Apple: The King of the Smart watch
In the second quarter of 2014, Samsung boasted 74 percent of the global smartwatch market share. A year later, in the second quarter of 2015, Samsung’s market share had plummeted to just 7.5 percent.
The reason for Samsung’s collapse? The Apple Watch.
Since its release, Apple has sold roughly four million units of its smartwatch, snatching 75 percent of the market share in the last quarter alone. The next closest competitor, Samsung, sold fewer than half a million units, with all other competitors shipping just 900,000 combined.
The Extended Network of Apple Sales
Apple sells its devices through a vast network of retailers, including its own namesake store. More Macs and iPads are sold out of Apple stores than anywhere else, but when it comes to iPhones, non-Apple retailers dominate the landscape. AT&T sells more iPhones than any other retailer, followed by Verizon. Together, the two mobile giants dwarf the sale of iPhones at Apple stores. Electronics giant Best Buy, however, sells more Apple products by far than any other retailer.
Apple Mobile: The King of Profit Margins and Operating Profits
Apple invests cautiously in operating costs such as marketing and sells its iPhones to competitors at a premium. This dual-pronged approach, as Market Realist recently reported, positions Apple at the top of the few smartphone companies that are able to increase gross margins — and when it comes to operating profits, Apple is truly in a class by itself. Apple is so dominant, in fact, that its overall operating margins increased from 30.3 percent in the first quarter of 2014 to to 32.5 percent a year later, in the first quarter of 2015.
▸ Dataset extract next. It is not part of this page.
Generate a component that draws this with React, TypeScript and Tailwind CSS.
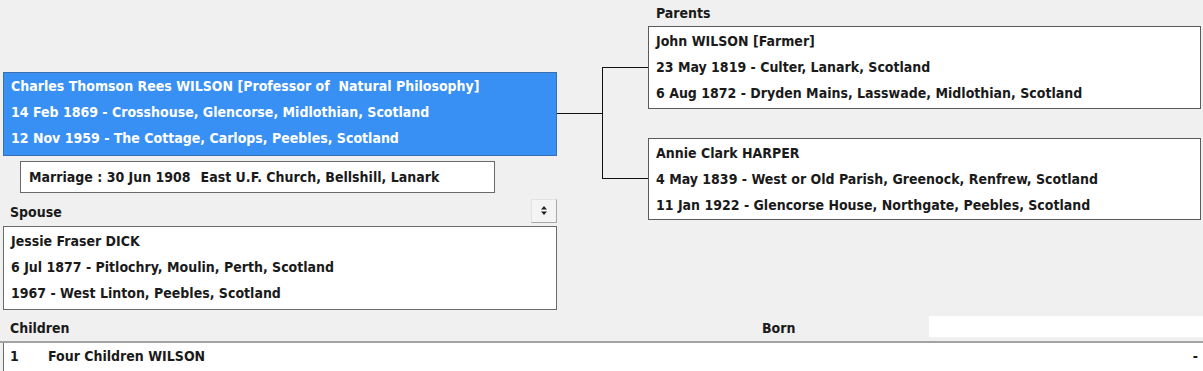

For context, its closest competitor, Samsung, reported a 64 percent drop in operating profits during the same period from its mobile division. Apple takes 86 percent of all operating profits in the industry, with Samsung in a distant second place at 18 percent. The reason those numbers total more than 100 percent is because the next closest competitors — HTC, BlackBerry, Motorola and Microsoft — lose a collective negative 6 percent.
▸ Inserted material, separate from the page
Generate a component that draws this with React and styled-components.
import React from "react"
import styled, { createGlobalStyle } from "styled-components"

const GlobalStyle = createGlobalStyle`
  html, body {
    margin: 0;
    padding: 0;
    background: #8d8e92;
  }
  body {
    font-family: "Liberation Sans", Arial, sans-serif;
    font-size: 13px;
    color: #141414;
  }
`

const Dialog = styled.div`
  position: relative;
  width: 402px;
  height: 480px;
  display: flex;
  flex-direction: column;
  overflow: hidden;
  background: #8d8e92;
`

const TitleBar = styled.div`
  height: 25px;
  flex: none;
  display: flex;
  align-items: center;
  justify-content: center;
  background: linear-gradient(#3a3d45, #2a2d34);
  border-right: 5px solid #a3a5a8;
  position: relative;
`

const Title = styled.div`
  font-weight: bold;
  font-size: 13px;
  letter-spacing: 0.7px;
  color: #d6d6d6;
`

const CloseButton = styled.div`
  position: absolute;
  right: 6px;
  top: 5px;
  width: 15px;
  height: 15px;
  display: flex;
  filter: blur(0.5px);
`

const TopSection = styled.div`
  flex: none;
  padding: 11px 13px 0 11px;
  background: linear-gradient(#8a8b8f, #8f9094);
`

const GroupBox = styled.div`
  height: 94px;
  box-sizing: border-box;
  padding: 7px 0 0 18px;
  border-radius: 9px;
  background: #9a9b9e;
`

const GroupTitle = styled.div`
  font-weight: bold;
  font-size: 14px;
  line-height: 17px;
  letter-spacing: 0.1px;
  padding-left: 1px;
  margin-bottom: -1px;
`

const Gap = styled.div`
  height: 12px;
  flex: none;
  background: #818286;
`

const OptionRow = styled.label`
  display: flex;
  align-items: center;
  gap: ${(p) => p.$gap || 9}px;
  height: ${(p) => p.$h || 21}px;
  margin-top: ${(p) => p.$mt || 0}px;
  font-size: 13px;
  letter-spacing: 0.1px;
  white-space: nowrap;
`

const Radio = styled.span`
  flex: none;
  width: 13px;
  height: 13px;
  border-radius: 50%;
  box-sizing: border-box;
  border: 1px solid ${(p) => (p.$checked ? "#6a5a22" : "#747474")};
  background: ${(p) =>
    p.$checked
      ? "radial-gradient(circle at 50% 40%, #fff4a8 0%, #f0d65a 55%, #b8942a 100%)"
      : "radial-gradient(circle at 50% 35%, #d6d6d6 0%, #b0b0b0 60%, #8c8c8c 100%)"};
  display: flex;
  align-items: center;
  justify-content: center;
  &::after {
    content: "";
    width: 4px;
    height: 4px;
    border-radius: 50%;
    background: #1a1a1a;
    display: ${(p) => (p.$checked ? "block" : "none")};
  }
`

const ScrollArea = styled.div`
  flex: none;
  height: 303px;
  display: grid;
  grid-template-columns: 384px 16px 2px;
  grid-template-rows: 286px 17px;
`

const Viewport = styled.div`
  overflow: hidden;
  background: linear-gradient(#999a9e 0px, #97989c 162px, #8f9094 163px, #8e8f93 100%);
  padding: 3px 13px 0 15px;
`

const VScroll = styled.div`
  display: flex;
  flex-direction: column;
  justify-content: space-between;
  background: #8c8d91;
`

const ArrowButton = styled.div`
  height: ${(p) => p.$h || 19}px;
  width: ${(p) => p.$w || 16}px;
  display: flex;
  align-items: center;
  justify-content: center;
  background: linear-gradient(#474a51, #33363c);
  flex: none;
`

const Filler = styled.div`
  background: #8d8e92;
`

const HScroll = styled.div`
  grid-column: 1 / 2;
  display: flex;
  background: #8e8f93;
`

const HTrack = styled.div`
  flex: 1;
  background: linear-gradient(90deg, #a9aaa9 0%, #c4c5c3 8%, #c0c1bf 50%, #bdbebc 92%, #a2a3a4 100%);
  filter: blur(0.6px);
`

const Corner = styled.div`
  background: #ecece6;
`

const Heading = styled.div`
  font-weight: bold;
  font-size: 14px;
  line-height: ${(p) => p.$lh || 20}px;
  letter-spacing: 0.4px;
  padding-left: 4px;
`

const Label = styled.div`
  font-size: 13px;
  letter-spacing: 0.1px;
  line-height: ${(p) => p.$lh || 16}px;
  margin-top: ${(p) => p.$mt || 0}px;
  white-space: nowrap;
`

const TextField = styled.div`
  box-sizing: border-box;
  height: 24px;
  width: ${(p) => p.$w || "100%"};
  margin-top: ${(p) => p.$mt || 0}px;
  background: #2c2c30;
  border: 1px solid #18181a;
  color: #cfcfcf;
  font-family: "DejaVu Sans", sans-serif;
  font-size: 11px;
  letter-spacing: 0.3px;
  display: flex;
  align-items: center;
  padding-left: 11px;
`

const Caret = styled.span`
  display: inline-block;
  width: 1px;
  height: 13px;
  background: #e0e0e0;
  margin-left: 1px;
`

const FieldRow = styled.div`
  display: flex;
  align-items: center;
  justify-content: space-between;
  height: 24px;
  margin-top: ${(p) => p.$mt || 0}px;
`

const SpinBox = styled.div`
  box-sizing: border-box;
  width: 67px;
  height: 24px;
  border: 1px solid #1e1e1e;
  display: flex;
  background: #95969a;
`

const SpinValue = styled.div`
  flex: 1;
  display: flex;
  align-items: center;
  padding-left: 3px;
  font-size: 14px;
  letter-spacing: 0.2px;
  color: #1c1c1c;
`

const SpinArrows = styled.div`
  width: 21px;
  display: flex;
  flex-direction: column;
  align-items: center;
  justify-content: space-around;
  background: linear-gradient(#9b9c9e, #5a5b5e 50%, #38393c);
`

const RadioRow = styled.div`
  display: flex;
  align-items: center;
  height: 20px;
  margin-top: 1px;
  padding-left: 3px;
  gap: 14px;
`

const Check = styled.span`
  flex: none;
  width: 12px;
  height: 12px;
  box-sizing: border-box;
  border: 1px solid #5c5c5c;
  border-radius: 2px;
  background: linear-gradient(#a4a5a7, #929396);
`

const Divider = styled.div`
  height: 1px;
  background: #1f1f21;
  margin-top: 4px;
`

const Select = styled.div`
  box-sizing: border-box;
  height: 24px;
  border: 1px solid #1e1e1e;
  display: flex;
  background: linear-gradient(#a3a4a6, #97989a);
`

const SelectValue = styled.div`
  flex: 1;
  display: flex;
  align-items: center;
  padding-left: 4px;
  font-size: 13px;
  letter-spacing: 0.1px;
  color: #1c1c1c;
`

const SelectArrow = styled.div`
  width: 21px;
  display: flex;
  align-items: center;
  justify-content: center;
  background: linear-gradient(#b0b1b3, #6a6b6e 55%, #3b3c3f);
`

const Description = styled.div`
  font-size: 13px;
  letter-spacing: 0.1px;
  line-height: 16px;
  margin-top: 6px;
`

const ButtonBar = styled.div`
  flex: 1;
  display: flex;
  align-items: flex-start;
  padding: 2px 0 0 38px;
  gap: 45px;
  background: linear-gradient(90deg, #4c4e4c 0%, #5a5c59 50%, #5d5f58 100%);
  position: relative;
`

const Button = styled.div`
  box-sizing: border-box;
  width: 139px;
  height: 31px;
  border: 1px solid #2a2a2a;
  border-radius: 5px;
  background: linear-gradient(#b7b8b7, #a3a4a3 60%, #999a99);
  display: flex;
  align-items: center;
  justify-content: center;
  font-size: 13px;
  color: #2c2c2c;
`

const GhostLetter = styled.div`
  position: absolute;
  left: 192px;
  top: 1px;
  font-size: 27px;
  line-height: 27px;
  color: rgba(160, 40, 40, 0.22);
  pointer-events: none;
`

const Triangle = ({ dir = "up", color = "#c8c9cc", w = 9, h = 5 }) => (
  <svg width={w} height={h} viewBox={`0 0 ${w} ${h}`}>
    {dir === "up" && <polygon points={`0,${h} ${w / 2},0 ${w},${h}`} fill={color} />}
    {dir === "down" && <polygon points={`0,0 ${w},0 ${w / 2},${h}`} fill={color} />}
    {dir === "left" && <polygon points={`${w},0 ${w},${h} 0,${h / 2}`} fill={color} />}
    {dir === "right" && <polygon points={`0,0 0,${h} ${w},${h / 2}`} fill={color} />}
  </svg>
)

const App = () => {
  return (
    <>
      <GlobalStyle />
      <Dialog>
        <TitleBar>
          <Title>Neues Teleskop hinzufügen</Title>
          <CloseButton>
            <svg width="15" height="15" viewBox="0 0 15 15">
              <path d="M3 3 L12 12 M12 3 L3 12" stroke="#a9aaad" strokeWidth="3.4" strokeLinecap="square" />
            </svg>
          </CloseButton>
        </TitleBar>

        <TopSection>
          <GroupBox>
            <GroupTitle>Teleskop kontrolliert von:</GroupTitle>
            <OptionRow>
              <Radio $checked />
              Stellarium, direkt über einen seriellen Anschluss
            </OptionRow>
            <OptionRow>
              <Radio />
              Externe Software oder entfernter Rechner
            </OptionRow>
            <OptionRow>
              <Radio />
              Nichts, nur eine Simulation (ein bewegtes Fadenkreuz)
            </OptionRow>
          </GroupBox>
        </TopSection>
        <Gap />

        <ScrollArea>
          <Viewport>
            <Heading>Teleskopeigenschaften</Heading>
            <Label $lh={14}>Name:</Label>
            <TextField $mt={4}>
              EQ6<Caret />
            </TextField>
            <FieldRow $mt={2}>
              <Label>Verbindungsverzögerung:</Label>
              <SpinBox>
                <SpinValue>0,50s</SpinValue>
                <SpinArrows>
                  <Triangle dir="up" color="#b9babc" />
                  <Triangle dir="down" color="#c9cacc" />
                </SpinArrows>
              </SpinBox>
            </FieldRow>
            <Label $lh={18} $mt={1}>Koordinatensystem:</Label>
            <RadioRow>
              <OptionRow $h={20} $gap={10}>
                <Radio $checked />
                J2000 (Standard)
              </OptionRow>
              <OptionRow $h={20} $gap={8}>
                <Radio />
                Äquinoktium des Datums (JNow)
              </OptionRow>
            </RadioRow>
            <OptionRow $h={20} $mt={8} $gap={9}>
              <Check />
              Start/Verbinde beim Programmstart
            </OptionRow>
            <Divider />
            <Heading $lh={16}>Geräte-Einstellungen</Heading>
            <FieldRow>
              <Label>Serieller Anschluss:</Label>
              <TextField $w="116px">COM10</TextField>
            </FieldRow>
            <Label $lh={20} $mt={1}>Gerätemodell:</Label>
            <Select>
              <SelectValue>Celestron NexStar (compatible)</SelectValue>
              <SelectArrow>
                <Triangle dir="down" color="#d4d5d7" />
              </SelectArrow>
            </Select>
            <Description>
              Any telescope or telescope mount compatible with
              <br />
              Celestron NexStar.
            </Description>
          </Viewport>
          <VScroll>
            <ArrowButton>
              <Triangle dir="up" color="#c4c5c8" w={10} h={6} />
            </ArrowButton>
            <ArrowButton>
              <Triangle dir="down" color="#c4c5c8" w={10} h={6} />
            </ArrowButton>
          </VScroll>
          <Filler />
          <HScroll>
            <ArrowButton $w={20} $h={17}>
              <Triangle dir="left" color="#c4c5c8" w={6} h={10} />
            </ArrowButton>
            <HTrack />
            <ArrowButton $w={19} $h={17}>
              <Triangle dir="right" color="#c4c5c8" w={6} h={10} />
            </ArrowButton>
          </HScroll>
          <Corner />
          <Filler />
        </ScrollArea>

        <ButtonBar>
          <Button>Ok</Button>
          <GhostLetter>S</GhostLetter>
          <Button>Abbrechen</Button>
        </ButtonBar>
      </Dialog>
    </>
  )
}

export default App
Although Apple is a diverse company with a wide ecosystem of products and services, the iPhone is responsible for Apple’s status as the most valuable company in the world. Apple became the first company in history to reach a valuation of more than $710 billion largely on the extraordinary success of the iPhone. Apple sells its products through a vast network of retailers, and has mastered a strategy of increasing operating profits that is unrivaled across the industry, erasing any doubts surrounding Apple’s clout and power in the wake of the death of Steve Jobs.